The conference, which will start with a public event on Thursday evening 14 April and continue until Saturday afternoon 16 April 2016, invites proposals for individual papers (twenty minutes) and three-paper panels under the general rubric of ‘Henry James and Memory.’ 

James was himself much given to the act of remembrance, whether reminiscing in his biographical and autobiographical writings, or echoing the words and works of other writers and artists in his fiction. Likewise, James has had a vivid afterlife in various literary and artistic forms up to the present day. ‘Henry James and Memory’ encourages submissions that address either of these angles.

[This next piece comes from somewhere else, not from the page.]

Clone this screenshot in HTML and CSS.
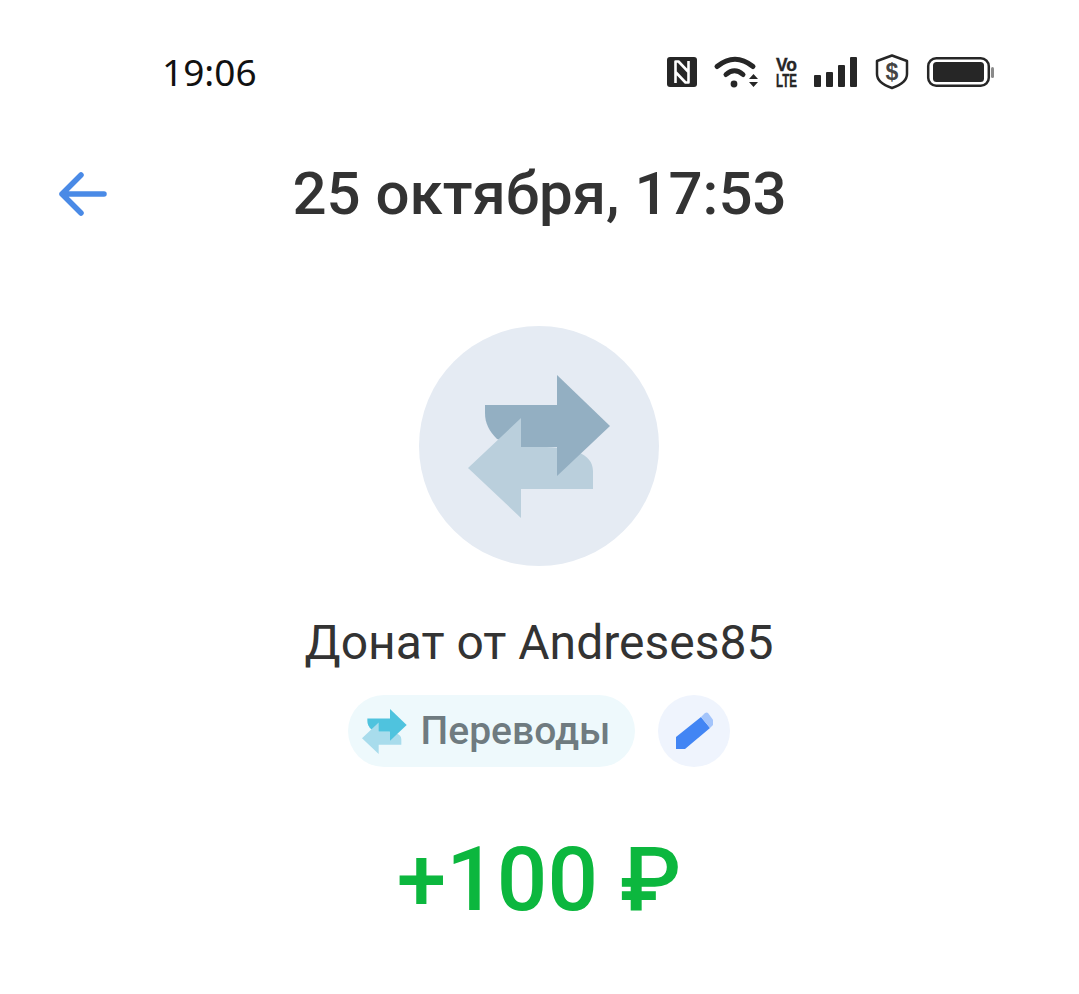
FILE: index.html
```html
<!doctype html>

<html lang="ru">
<head>
  <meta charset="utf-8">
  <title>Донат</title>
  <meta name="viewport" content="width=device-width, initial-scale=1.0">
  <link rel="stylesheet" href="styles.css">
</head>
<body>

  <div class="status">
    <span class="time">19:06</span>
    <svg class="status-icons" width="330" height="50" viewBox="666 48 330 50">
      <!-- nfc -->
      <rect x="667" y="57" width="30" height="30" rx="3" fill="#262626"/>
      <path d="M675.500 83V61.500h3l10 10.500M688.500 61v21.500h-3l-10-10.500" fill="none" stroke="#fff" stroke-width="2.600" stroke-linejoin="round"/>
      <!-- wifi -->
      <g fill="none" stroke="#262626" stroke-width="5" stroke-linecap="round">
        <path d="M717 66.500q18-14.500 36 0"/>
        <path d="M726 74.500q8.500-7.500 17 0"/>
      </g>
      <circle cx="734" cy="84" r="3.400" fill="#262626"/>
      <path d="M749 79l4.500-5 4.500 5zM749 82l4.500 5 4.500-5z" fill="#262626"/>
      <!-- volte -->
      <text class="volte">
        <tspan x="776" y="71" textLength="21" lengthAdjust="spacingAndGlyphs">Vo</tspan>
        <tspan x="776" y="87" textLength="21" lengthAdjust="spacingAndGlyphs">LTE</tspan>
      </text>
      <!-- signal -->
      <g fill="#262626">
        <rect x="814" y="75" width="7" height="12" rx="1"/>
        <rect x="826" y="72" width="7" height="15" rx="1"/>
        <rect x="838" y="65" width="7" height="22" rx="1"/>
        <rect x="850" y="57" width="7" height="30" rx="1"/>
      </g>
      <!-- shield -->
      <path d="M892 55.500l15 5.500v13q0 9-15 14q-15-5-15-14v-13z" fill="none" stroke="#262626" stroke-width="2.500" stroke-linejoin="round"/>
      <text class="dollar" x="892" y="80" text-anchor="middle">$</text>
      <!-- battery -->
      <rect x="928.200" y="58.200" width="60.600" height="27.600" rx="8" fill="none" stroke="#262626" stroke-width="2.500"/>
      <rect x="933" y="62" width="51" height="20" rx="3.500" fill="#262626"/>
      <rect x="991" y="67" width="3" height="11" rx="1.500" fill="#8a8a8a"/>
    </svg>
  </div>

  <header class="topbar">
    <svg class="back" width="50" height="50" viewBox="0 0 50 50">
      <path d="M46 25H4M23 6L4 25l19 19" fill="none" stroke="#4a8ae6" stroke-width="5.500" stroke-linecap="round" stroke-linejoin="round"/>
    </svg>
    <h1 class="date">25 октября, 17:53</h1>
  </header>

  <main class="details">
    <div class="avatar">
      <svg width="143" height="143" viewBox="468 374 143 143">
        <path d="M557 404H485v8c0 10 4 18 12 26l24 8h36z" fill="#93afc2"/>
        <path d="M521 446h20c30 0 52 6 52 24v18H521v29l-53-50 53-50z" fill="#bacfdc"/>
        <path d="M557 374l53 51-53 50z" fill="#93afc2"/>
      </svg>
    </div>

    <div class="name">Донат от Andreses85</div>

    <div class="tags">
      <div class="chip">
        <svg width="45" height="45" viewBox="468 374 143 143">
          <path d="M557 404H485v8c0 10 4 18 12 26l24 8h36z" fill="#4fc3de"/>
          <path d="M521 446h20c30 0 52 6 52 24v18H521v29l-53-50 53-50z" fill="#a8dcec"/>
          <path d="M557 374l53 51-53 50z" fill="#4fc3de"/>
        </svg>
        <span>Переводы</span>
      </div>
      <div class="edit">
        <svg width="38" height="38" viewBox="0 0 38 38">
          <path d="M1 25L26 5l9 11L10 37H1z" fill="#4285f4"/>
          <path d="M26 5l4-4q2-1 3 0l6 8q1 2 0 3l-4 4z" fill="#a3c4fb"/>
        </svg>
      </div>
    </div>

    <div class="amount">+100 ₽</div>
  </main>

</body>
</html>
```

FILE: styles.css
```css
html {
  height: 100%;
}

body {
  margin: 0;
  background-color: white;
  color: #333;
  font-family: Roboto, sans-serif;
}

.status {
  display: flex;
  justify-content: space-between;
  align-items: center;
  height: 50px;
  padding: 48px 83px 0 162px;
}

.time {
  margin-bottom: 4px;
  font-family: "Noto Sans", sans-serif;
  font-size: 37px;
  color: #111;
}

.volte {
  font-family: "Liberation Sans", sans-serif;
  font-size: 19px;
  font-weight: bold;
  fill: #262626;
  stroke: #262626;
  stroke-width: 0.4px;
}

.dollar {
  font-family: "Liberation Sans", sans-serif;
  font-size: 23px;
  font-weight: bold;
  fill: #444;
}

.topbar {
  display: grid;
  grid-template-columns: 1fr auto 1fr;
  align-items: center;
  height: 70px;
  margin-top: 60px;
  padding-left: 58px;
  padding-right: 58px;
}

.date {
  margin: 0;
  font-size: 60px;
  font-weight: 500;
}

.details {
  display: flex;
  flex-direction: column;
  align-items: center;
  padding-top: 98px;
  padding-right: 1px;
}

.avatar {
  display: flex;
  align-items: center;
  justify-content: center;
  width: 240px;
  height: 240px;
  border-radius: 50%;
  background-color: #e5ebf3;
}

.name {
  margin-top: 48px;
  font-size: 48px;
  line-height: 58px;
}

.tags {
  display: flex;
  gap: 23px;
  margin-top: 23px;
}

.chip {
  display: flex;
  align-items: center;
  gap: 14px;
  height: 72px;
  padding: 0 25px 0 14px;
  border-radius: 36px;
  background-color: #eef9fc;
  color: #6f7b80;
  font-size: 39px;
  font-weight: 500;
}

.edit {
  display: flex;
  align-items: center;
  justify-content: center;
  width: 72px;
  height: 72px;
  border-radius: 50%;
  background-color: #eff4fd;
}

.amount {
  margin-top: 57px;
  font-size: 89px;
  line-height: 112px;
  font-weight: 500;
  color: #0cb73e;
}
```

Possible topics and themes include, but are not limited to:

  • Jamesian allusions to, echoes of and other treatments of Shakespeare (the fourth centenary of whose death is also being commemorated extensively at the British Library in 2016) and other English, American, and European writers
  • commemorations of James
  • James’s autobiographical and biographical writings
  • representations of the processes of memory and imagination in James’s fiction and non-fiction
  • ‘the visitable past’: memory, commemoration, reminiscence in James’s fiction and non-fiction
  • adaptations of James for stage, film, radio, and television
  • fiction based on James’s life, or rewriting James’s own fiction
  • Jamesian influences in later writing (fiction, non-fiction, poetry, drama)
  • James’s legacies to criticism and theory

The academic organisers are Philip Horne (University College London), Gert Buelens (Ghent University) and Oliver Herford (University of Birmingham).